With artfully executed suspense, Snodgrass unfurls this taut knot of a story. Fearful that Stewart is in trouble, Keating and the next ranking officer, Sgt. Adam MacKenzie, plan to set out in search of him. But another soldier, referred to as Black Duncan and endowed with a kind of premonitory vision, believes danger lurks nearby. Elizabeth is an intriguingly drawn character—readers will be unsure if she is sympathetic, sinister, or some complex amalgam of both. But the author’s writing style can be ponderously leaden. For example, consider Keating’s explanation to his beloved girlfriend, Jean, as to why he feels compelled to sail to America: “ ’Tis the way [philosopher] David Hume describes it.

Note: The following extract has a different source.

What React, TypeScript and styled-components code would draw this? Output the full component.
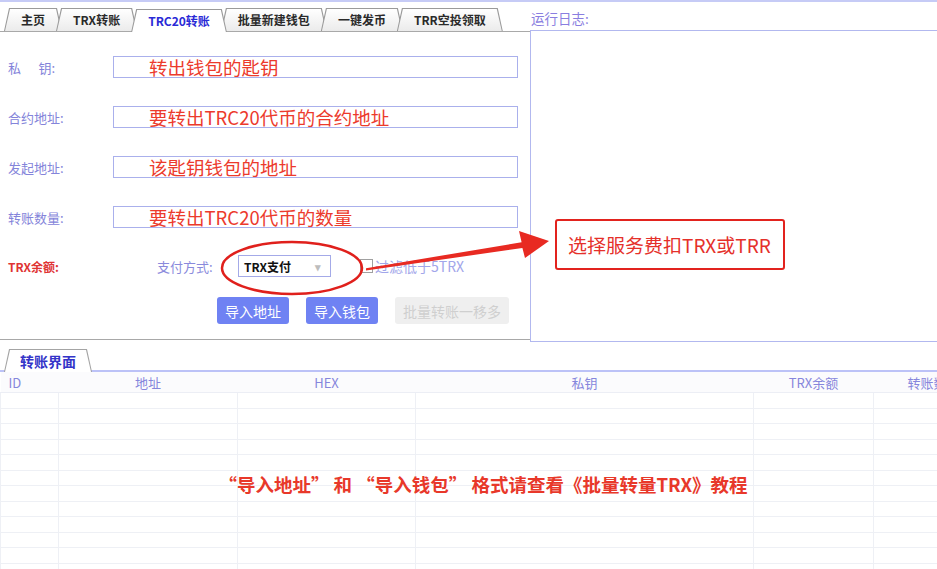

If there can be no knowledge of anything beyond experience, then I need to seek more experience. It is a matter of honor. Of honesty with myself. I need to seek the experiences that will teach me the world is real. So I know I am real. So I know what I think and feel is real.” Nevertheless, Snodgrass does wonders with the virtue of literary restraint—why precisely the men are in such grave danger and who the Seer really is are astonishing revelations and worth suffering the sometimes-overwrought prose.

A mesmerizing soldier’s tale, grippingly dramatic.